Time-of-use pricing is exactly what it sounds like—the cost of your electrical usage depends on when you use electricity in your home or business.
Time-of-use (TOU) pricing breaks up the day into multiple blocks, with the cost of electricity varying from block to block, depending on typical demand during that timeframe. For instance, as of April 2018, PG&E’s time-of-use rate plan is scheduled accordingly (there are multiple TOU plans, but we’ll use E-TOU-A for the sake of simplicity):
- Mon-Fri, 12 AM to 3 PM and 8 PM to 12 AM: Off-Peak Pricing
- Mon-Fri, 3 PM to 8 PM: Peak Pricing
- Sat-Sun, All Day: Off-Peak Pricing
While this is seemingly simple, there is an additional wrinkle. Between June and September, the off-peak rate is $0.32 and the on-peak rate is $0.40. From October to May, the off-peak rate is $0.27 and the on-peak rate is $0.28. Thus, the price PG&E customers pay varies not only depending on the time of day, but also the time of year.
Many energy consumers are unprepared for the sky-high bills they will face with time-of-use pricing.
The truly striking thing about TOU pricing is how expensive it is across the board, versus flat-rate pricing. For comparison, PG&E customers on the traditional flat-rate plan, the baseline price per kWh is currently $0.21, a full 6 cents less than the lowest off-peak TOU rate, and 11 cents less than the summertime on-peak rate.
As time-of-use becomes the standard (as will be the case with PG&E by 2020), consumers will not only be transitioned to a more dynamic pricing system, but an overall more expensive one.
For example, let’s consider a homeowner who lives just outside of Sacramento, and whose house is powered by PG&E. In the month of May, historically they have used about 1,000 kWh, on average. Assuming they don’t get hit with any surcharges for excessive use on any particular day, their energy bill for May 2018 would be $212, excluding fixed costs and other fees.
But this year, PG&E switches them from their old rate plan to time-of-use. Like most people, the homeowner works during the day and is home in the evenings, and their behavior varies during the weekends. Consequently, in May they use 70% of their energy, or 700 kWh, during on-peak hours (weekdays 3-8 PM), and the remaining 30% (300 kWh) during off-peak hours.
With PG&E’s current TOU pricing, their energy bill this May would be $377, a 78% increase over what they would have paid under PG&E’s old pricing system. This should give you a hint as to financial pinch that California residents are going to feel when the switchover to time-of-use pricing is complete.
And that hit to the pocketbook is only going to get worse.

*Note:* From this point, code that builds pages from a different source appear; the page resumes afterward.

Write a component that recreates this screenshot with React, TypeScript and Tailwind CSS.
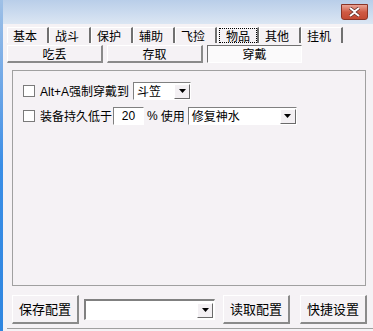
import React from "react";

const font = { fontFamily: '"Noto Sans CJK SC", "Liberation Sans", sans-serif' };

const tabs = ["基本", "战斗", "保护", "辅助", "飞捡", "物品", "其他", "挂机"];
const subTabs = ["吃丢", "存取", "穿戴"];

function Checkbox() {
  return <div className="w-[12px] h-[12px] border border-[#7a7a7a] bg-white shrink-0" />;
}

function Arrow() {
  return (
    <div className="w-[16px] h-[15px] bg-[#f3f0f3] border-t border-l border-t-white border-l-white border-r border-b border-r-[#6a6a6a] border-b-[#6a6a6a] flex items-center justify-center shrink-0">
      <svg width="7" height="4" viewBox="0 0 7 4">
        <path d="M0 0h7L3.5 4z" fill="#000" />
      </svg>
    </div>
  );
}

function Combo({ w, text }: { w: string; text: string }) {
  return (
    <div className={`${w} h-[18px] bg-white border-t border-l border-t-[#808080] border-l-[#808080] border-r border-b border-r-white border-b-white flex items-center`}>
      <span className="flex-1 pl-[3px] text-[12px] leading-none text-black">{text}</span>
      <Arrow />
    </div>
  );
}

function RaisedButton({ label }: { label: string }) {
  return (
    <button className="w-[67px] h-[29px] bg-[#f5f2f5] border-t border-l border-t-white border-l-white border-r-2 border-b-2 border-r-[#8a8a8a] border-b-[#8a8a8a] text-[13px] text-black flex items-center justify-center">
      {label}
    </button>
  );
}

export default function App() {
  return (
    <div className="w-[373px] h-[331px] flex bg-[#f5f2f5] overflow-hidden" style={font}>
      {/* 왼쪽 파란 테두리 */}
      <div className="w-[3px] bg-gradient-to-b from-[#9fc0e6] via-[#3a8ee6] to-[#2f86e0]" />

      <div className="flex-1 flex flex-col">
        {/* 제목 표시줄 */}
        <div className="h-[24px] bg-gradient-to-b from-[#b9cee9] to-[#dbe6f3] flex justify-end">
          <div className="mt-[4px] mr-[5px] w-[27px] h-[16px] rounded-b-[3px] border border-[#8a3426] bg-gradient-to-b from-[#e9a496] via-[#cf5a44] to-[#c44a33] flex items-center justify-center">
            <svg width="13" height="10" viewBox="0 0 13 10">
              <path d="M2 1l4.5 3.5L11 1M2 9l4.5-3.5L11 9" stroke="#5a2a24" strokeWidth="3.4" fill="none" />
              <path d="M2 1l4.5 3.5L11 1M2 9l4.5-3.5L11 9" stroke="#fff" strokeWidth="2" fill="none" />
            </svg>
          </div>
        </div>

        <div className="flex-1 flex flex-col pl-[4px]">
          {/* 상단 탭 */}
          <div className="flex mt-[3px] h-[16px]">
            {tabs.map((t) => (
              <div
                key={t}
                className="w-[42px] h-[16px] border-l border-t border-l-white border-t-white border-r-2 border-r-[#707070] flex items-center text-[12px] leading-none text-black"
              >
                {t === "物品" ? (
                  <span className="ml-[1px] w-[39px] h-[15px] border border-dotted border-black flex items-center pl-[6px]">
                    {t}
                  </span>
                ) : (
                  <span className="pl-[5px]">{t}</span>
                )}
              </div>
            ))}
          </div>

          {/* 하위 탭 */}
          <div className="flex gap-[4px] mt-[2px]">
            {subTabs.map((t) =>
              t === "穿戴" ? (
                <div
                  key={t}
                  className="w-[95px] h-[18px] bg-[#fbfafb] border-t border-l border-t-[#707070] border-l-[#707070] border-r border-b border-r-white border-b-white flex items-center justify-center text-[12px] text-black"
                >
                  {t}
                </div>
              ) : (
                <div
                  key={t}
                  className="w-[96px] h-[18px] border-t border-l border-t-white border-l-white border-r-2 border-b-2 border-r-[#8a8a8a] border-b-[#8a8a8a] flex items-center justify-center text-[12px] text-black"
                >
                  {t}
                </div>
              )
            )}
          </div>

          {/* 그룹 박스 */}
          <div className="ml-[5px] mt-[7px] w-[354px] h-[216px] border border-[#a0a0a0] pt-[11px] pl-[10px] flex flex-col gap-[7px] text-[12px] text-black">
            <div className="flex items-center h-[18px]">
              <Checkbox />
              <span className="ml-[5px] leading-none">
                <span style={{ fontFamily: '"Liberation Sans", sans-serif' }}>Alt+A</span>强制穿戴到
              </span>
              <div className="ml-[4px]">
                <Combo w="w-[58px]" text="斗笠" />
              </div>
            </div>
            <div className="flex items-center h-[18px]">
              <Checkbox />
              <span className="ml-[5px] leading-none">装备持久低于</span>
              <div className="ml-[1px] w-[31px] h-[18px] bg-white border-t border-l border-t-[#808080] border-l-[#808080] border-r border-b border-r-white border-b-white flex items-center justify-center leading-none">
                <span style={{ fontFamily: '"Liberation Sans", sans-serif' }}>20</span>
              </div>
              <span className="ml-[3px] leading-none" style={{ fontFamily: '"Liberation Sans", sans-serif' }}>
                %
              </span>
              <span className="ml-[3px] leading-none">使用</span>
              <div className="ml-[3px]">
                <Combo w="w-[109px]" text="修复神水" />
              </div>
            </div>
          </div>

          {/* 하단 버튼 */}
          <div className="flex items-center mt-[9px] ml-[5px]">
            <RaisedButton label="保存配置" />
            <div className="ml-[5px] w-[131px] h-[21px] bg-white border-t-2 border-l-2 border-t-[#808080] border-l-[#808080] border-r border-b border-r-white border-b-white flex items-center justify-end pr-[1px]">
              <Arrow />
            </div>
            <div className="ml-[8px]">
              <RaisedButton label="读取配置" />
            </div>
            <div className="ml-[10px]">
              <RaisedButton label="快捷设置" />
            </div>
          </div>

          <div className="mt-auto h-[3px] border-t border-[#a0a0a0]" />
        </div>
      </div>
    </div>
  );
}
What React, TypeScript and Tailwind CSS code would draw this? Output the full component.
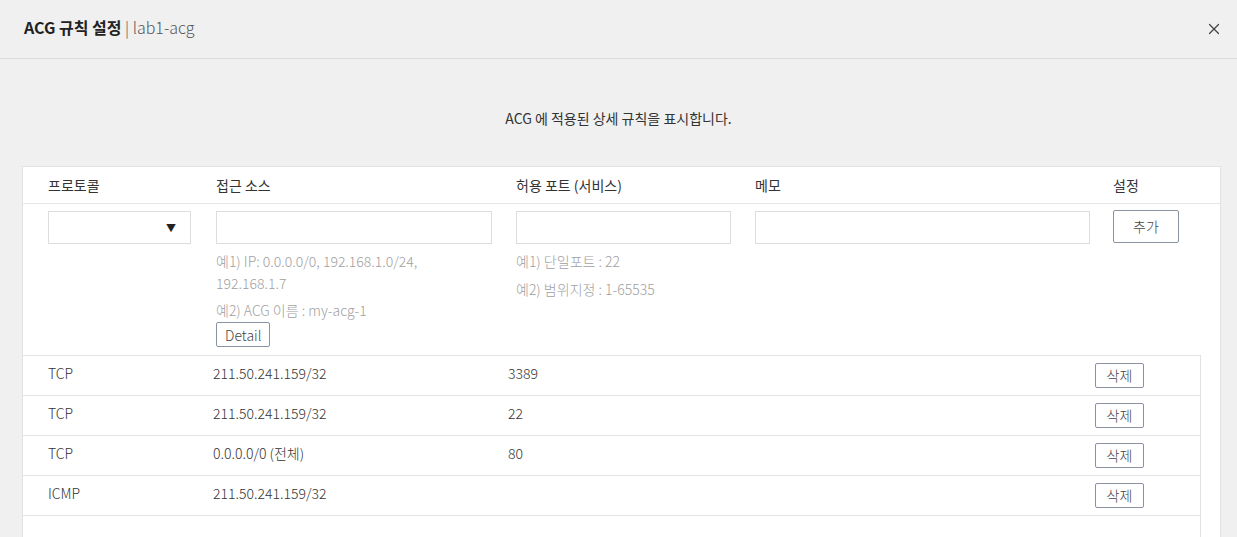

Another important but overlooked consideration for homeowners is how the gap between on-peak and off-peak pricing has been growing over the last decade. While the residential TOU rate plans PG&E is putting into effect have only existed for a couple of years, examination of PG&E’s commercial TOU rates reveals a widening gap between on-peak and off-peak costs. In mid-2013, the difference between summer on- and off-peak pricing for commercial A-1 was 3 cents. Mid-2014, it was 3.5 cents. Now, the gap is more than 5 cents.
The trend is quite clear. As time goes on, it’s highly likely that the gap between off- and on-peak pricing will continue to grow. Power will be exorbitantly expensive when you need it most: when you get home from work and flip on the air conditioning, your children turn on the television, you switch on the oven to cook dinner, and you turn on the lights as the sun goes down.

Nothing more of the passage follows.